The pricing models are fundamentally different and a frequent source of exam trick questions. EC2 uses a pay-per-use model based on instance type, size, and the number of hours it runs. You pay for the capacity you provision, whether it's idle or busy. Key pricing options include On-Demand, Reserved Instances, and Spot Instances, each with distinct cost-saving strategies for predictable, flexible, or interruptible workloads.

Lambda uses a pay-per-request model. You are charged for the number of function invocations and the compute time consumed, measured in gigabyte-seconds. The cost is zero when your code is not running. A classic exam calculation might ask you to compare costs: an EC2 t3.micro instance running 24/7 for a month versus a Lambda function that runs for 100 milliseconds, 10,000 times a day. The Lambda solution is often cheaper for sporadic, low-volume traffic but can become expensive at very high, consistent throughput where an EC2 Reserved Instance would be more economical. Always model both cost and performance.

Use Case Analysis: Containers, Events, and Long-Running Processes

Exams frequently present scenarios where you must choose between a containerized application on Amazon ECS/EKS with EC2 launch types and a serverless Lambda function. Use ECS/EKS on EC2 when you need to migrate existing containerized applications, require granular control over the underlying EC2 host for security or specialized hardware, or have long-running processes. Lambda is preferable when you want to avoid managing clusters altogether (consider Fargate as a middle ground) or when the workload is inherently triggered by events from services like Amazon S3, DynamoDB Streams, or API Gateway.

The dichotomy between long-running versus event-driven workloads is critical. A legacy monolithic application that maintains in-memory sessions is an EC2 candidate. A microservice that processes orders from an SQS queue is a Lambda candidate. For hybrid scenarios, exam questions may test your knowledge of using Lambda for glue logic—like transforming data—while relying on EC2 for the core application backend.

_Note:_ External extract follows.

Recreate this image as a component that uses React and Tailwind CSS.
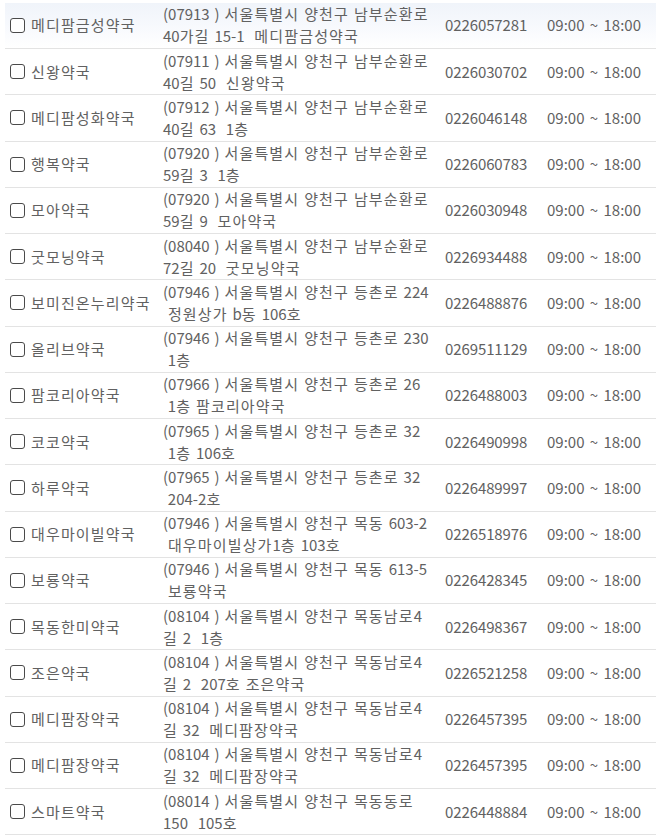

Advanced Architectural Factors: Cold Starts, Memory, and VPCs

Beyond the basics, several nuanced factors sway the decision in advanced exam questions. Cold start latency refers to the delay when Lambda initializes a new execution environment for a function. This can add several hundred milliseconds to the first request after a period of inactivity. For real-time, user-facing APIs where consistent low latency is critical, this might necessitate EC2 or provisioned concurrency in Lambda.

Lambda has configurable memory limits (up to 10 GB), which directly scales the proportional CPU power allocated. If your function is CPU- or memory-intensive, you must check if Lambda's maximum resources suffice; otherwise, EC2 with a suitable instance type is required. Furthermore, if a Lambda function needs to access resources in a VPC (Virtual Private Cloud), such as an RDS database, it incurs an additional ENI (Elastic Network Interface) attachment delay during cold starts and requires careful VPC configuration. EC2 instances natively reside within a VPC, so this is not a concern. Exam scenarios often hide these constraints in the fine print.

Common Pitfalls

  1. Choosing Lambda for Long-Running Jobs: A classic trap is selecting Lambda for a data processing job estimated to take 45 minutes. Remember the 15-minute timeout. The correct solution would involve EC2, Fargate, or breaking the job into smaller Lambda chunks with Step Functions.
  2. Assuming Serverless Always Means Cheaper: For high-traffic, steady-state applications, the cumulative cost of billions of Lambda invocations can exceed the cost of a few EC2 Reserved Instances. Always perform a cost analysis based on the provided usage metrics in the question.
  3. Overlooking Cold Start Impact in Real-Time Systems: Choosing Lambda for a financial trading API that demands sub-10ms latency is a mistake, as cold starts can introduce unacceptable variability. EC2 or provisioned concurrency would be the corrective consideration.
  4. Ignoring VPC Complexity for Lambda: If an exam question specifies that a function must access a private subnet database, remember that VPC-enabled Lambda functions have slower cold starts and require proper security group and subnet configuration. An EC2 instance in the same subnet might simplify the architecture.

Summary

  • Control vs. Convenience: EC2 gives you full control over the OS and runtime for long-running, stateful applications, while Lambda abstracts infrastructure management for short-lived, stateless, event-driven functions.
  • Scaling Models: EC2 scales reactively at the instance level via Auto Scaling Groups; Lambda scales automatically and instantly at the request level.
  • Cost Drivers: EC2 costs are based on provisioned instance time; Lambda costs are based on the number of invocations and their duration. Sporadic workloads favor Lambda; consistent, high-throughput workloads may favor EC2.
  • Key Constraints: Lambda's 15-minute timeout, cold start latency, and memory limits are decisive constraints. EC2 requires you to manage scaling, patching, and high availability.
  • Hybrid and Container Contexts: For containerized applications, use ECS/EKS with EC2 when you need host-level control or have long-running tasks. Choose Lambda or Fargate to minimize cluster management.
  • Exam Strategy: Scrutinize scenario keywords: "event-driven," "real-time," "sporadic," "legacy application," "CPU-intensive," and "VPC access" are all direct clues pointing to the optimal service.